REQUIREMENT:
Show, in full, each line of the data that contains "with".

— begin INPUT MATERIAL —

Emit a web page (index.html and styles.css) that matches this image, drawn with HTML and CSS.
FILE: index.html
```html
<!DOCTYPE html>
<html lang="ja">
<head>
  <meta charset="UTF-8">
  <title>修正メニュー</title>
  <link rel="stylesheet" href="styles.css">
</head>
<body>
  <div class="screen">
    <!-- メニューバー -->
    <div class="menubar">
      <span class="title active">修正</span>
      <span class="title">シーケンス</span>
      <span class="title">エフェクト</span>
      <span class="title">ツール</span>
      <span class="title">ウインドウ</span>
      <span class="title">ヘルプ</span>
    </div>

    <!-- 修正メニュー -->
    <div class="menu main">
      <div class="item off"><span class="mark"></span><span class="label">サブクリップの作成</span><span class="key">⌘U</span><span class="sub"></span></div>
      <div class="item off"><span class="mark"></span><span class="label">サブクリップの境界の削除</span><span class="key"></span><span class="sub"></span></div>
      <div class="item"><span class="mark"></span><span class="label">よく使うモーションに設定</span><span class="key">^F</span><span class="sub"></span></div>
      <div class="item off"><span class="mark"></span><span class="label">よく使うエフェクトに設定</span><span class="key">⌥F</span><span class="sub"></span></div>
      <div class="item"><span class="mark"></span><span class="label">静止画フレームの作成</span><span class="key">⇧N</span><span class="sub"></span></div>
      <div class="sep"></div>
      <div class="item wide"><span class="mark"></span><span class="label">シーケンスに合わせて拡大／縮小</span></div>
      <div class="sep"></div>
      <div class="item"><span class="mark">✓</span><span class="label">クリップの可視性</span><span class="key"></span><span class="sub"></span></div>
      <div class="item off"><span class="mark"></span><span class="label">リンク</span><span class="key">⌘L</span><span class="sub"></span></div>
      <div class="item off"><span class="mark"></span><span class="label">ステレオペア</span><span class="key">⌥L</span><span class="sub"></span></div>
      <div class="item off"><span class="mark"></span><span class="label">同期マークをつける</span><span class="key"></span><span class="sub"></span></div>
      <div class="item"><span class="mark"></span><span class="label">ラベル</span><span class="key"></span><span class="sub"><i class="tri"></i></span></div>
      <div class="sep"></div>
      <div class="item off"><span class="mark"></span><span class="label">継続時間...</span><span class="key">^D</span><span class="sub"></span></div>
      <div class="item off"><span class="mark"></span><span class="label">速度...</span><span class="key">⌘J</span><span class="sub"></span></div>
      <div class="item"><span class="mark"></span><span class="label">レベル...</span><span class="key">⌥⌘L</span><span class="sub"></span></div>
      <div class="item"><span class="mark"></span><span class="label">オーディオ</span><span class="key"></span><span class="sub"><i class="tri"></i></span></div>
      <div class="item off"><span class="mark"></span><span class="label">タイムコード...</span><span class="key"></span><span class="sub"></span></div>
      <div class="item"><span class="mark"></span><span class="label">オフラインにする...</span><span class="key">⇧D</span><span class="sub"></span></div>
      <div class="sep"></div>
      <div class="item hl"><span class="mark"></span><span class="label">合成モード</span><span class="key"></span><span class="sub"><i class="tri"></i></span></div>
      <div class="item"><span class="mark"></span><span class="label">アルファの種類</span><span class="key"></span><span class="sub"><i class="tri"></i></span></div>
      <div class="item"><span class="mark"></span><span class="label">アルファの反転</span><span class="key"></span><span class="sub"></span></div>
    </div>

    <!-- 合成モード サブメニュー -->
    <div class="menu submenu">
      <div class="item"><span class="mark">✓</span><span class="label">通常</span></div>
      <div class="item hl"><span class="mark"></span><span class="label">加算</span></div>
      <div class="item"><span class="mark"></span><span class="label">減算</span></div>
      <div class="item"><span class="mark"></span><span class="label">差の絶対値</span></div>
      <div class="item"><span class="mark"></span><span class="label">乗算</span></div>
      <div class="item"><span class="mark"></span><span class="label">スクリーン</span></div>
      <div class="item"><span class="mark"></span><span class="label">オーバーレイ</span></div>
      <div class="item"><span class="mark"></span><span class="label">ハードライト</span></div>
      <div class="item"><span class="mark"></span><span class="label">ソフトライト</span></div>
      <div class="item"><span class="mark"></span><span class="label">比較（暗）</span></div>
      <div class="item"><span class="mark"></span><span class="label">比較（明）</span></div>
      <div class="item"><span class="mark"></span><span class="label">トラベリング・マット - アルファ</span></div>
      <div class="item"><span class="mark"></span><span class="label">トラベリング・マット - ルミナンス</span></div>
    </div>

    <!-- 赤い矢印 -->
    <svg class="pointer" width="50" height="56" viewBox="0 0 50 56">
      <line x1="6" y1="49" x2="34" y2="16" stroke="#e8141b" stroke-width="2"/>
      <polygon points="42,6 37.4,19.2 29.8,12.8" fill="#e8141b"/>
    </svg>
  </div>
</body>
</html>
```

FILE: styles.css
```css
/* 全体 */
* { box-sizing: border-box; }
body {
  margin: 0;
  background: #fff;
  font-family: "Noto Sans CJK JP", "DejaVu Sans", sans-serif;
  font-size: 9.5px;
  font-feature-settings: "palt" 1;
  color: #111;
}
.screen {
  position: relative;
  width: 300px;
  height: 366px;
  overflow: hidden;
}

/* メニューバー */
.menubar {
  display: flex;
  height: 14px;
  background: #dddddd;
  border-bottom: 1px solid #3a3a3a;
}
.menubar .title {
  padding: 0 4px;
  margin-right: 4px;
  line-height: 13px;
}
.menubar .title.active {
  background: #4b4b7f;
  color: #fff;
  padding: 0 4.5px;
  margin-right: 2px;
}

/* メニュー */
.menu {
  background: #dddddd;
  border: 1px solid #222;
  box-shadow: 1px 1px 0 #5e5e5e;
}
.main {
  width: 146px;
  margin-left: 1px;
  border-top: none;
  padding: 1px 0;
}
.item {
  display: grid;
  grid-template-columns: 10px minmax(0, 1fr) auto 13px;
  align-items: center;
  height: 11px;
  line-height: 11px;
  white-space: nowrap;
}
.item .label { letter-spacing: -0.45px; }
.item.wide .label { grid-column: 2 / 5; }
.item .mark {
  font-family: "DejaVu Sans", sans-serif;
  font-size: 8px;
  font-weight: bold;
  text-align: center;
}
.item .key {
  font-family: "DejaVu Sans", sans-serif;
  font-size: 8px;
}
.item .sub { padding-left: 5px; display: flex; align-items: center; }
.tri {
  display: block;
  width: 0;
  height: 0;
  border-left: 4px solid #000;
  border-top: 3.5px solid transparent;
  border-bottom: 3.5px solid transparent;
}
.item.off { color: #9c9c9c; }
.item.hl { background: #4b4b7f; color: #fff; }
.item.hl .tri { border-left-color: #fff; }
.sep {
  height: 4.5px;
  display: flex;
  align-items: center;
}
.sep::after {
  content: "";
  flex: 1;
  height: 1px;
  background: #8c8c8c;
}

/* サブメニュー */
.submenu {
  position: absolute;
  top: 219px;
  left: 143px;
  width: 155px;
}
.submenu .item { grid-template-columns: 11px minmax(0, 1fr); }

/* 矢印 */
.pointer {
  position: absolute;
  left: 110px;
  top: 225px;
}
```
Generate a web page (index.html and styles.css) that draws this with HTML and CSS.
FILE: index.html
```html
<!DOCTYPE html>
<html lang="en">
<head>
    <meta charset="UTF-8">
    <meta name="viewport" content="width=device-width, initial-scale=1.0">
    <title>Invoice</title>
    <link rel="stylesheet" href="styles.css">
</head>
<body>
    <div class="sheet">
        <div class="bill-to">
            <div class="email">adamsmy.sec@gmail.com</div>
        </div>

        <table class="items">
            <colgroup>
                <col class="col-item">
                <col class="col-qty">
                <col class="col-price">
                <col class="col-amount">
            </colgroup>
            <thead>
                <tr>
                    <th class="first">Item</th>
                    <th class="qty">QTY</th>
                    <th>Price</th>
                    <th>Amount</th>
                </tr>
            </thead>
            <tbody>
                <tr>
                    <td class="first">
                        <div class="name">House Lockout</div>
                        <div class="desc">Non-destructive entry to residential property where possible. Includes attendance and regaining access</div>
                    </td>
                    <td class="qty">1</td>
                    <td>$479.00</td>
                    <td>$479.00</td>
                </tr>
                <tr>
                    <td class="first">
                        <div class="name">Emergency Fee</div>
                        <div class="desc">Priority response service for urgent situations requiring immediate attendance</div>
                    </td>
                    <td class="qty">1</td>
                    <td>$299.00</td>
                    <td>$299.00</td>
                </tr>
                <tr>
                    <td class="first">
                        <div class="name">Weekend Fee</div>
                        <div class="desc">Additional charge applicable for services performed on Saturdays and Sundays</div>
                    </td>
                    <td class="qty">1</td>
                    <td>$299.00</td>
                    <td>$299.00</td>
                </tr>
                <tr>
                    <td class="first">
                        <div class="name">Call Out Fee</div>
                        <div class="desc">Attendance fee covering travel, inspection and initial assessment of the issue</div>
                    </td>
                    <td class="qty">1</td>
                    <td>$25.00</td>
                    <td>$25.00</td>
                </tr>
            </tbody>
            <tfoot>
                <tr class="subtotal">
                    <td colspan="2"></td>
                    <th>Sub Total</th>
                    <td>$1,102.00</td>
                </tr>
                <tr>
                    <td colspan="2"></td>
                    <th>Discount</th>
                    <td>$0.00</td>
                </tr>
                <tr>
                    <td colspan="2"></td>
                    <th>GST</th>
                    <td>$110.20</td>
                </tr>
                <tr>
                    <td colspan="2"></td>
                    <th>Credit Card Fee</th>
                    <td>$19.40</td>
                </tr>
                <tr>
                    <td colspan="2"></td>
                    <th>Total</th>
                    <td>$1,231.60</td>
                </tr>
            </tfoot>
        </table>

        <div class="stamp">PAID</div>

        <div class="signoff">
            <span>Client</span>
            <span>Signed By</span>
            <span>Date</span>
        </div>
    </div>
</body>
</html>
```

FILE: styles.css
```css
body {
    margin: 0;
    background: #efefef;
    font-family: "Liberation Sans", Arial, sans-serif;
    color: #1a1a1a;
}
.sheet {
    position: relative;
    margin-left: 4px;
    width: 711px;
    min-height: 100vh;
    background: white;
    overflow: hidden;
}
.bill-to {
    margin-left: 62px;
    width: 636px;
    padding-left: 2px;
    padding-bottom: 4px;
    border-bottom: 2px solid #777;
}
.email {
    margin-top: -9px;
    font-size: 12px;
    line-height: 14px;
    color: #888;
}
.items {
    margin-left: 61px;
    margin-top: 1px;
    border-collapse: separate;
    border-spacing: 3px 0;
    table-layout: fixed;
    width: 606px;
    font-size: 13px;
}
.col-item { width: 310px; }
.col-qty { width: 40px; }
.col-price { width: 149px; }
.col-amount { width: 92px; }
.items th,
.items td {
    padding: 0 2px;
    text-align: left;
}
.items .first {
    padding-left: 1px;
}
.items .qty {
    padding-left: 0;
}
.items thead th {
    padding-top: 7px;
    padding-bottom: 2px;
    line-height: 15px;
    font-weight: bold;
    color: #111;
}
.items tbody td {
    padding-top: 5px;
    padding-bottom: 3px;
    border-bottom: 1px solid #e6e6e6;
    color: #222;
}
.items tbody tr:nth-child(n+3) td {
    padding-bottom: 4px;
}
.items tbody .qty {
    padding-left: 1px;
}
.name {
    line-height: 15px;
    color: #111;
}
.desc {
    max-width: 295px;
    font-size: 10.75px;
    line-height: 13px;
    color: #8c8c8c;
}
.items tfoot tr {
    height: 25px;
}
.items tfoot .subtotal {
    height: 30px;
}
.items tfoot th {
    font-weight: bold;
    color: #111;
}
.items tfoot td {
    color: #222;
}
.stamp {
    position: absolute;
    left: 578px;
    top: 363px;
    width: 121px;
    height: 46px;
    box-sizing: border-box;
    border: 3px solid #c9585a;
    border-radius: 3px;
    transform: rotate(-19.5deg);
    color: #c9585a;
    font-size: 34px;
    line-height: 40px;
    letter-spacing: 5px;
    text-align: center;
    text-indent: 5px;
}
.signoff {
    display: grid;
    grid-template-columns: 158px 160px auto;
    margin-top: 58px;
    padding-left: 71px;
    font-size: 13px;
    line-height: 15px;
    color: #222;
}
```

— end INPUT MATERIAL —

RESPONSE:
Emit a web page (index.html and styles.css) that matches this image, drawn with HTML and CSS.
Generate a web page (index.html and styles.css) that draws this with HTML and CSS.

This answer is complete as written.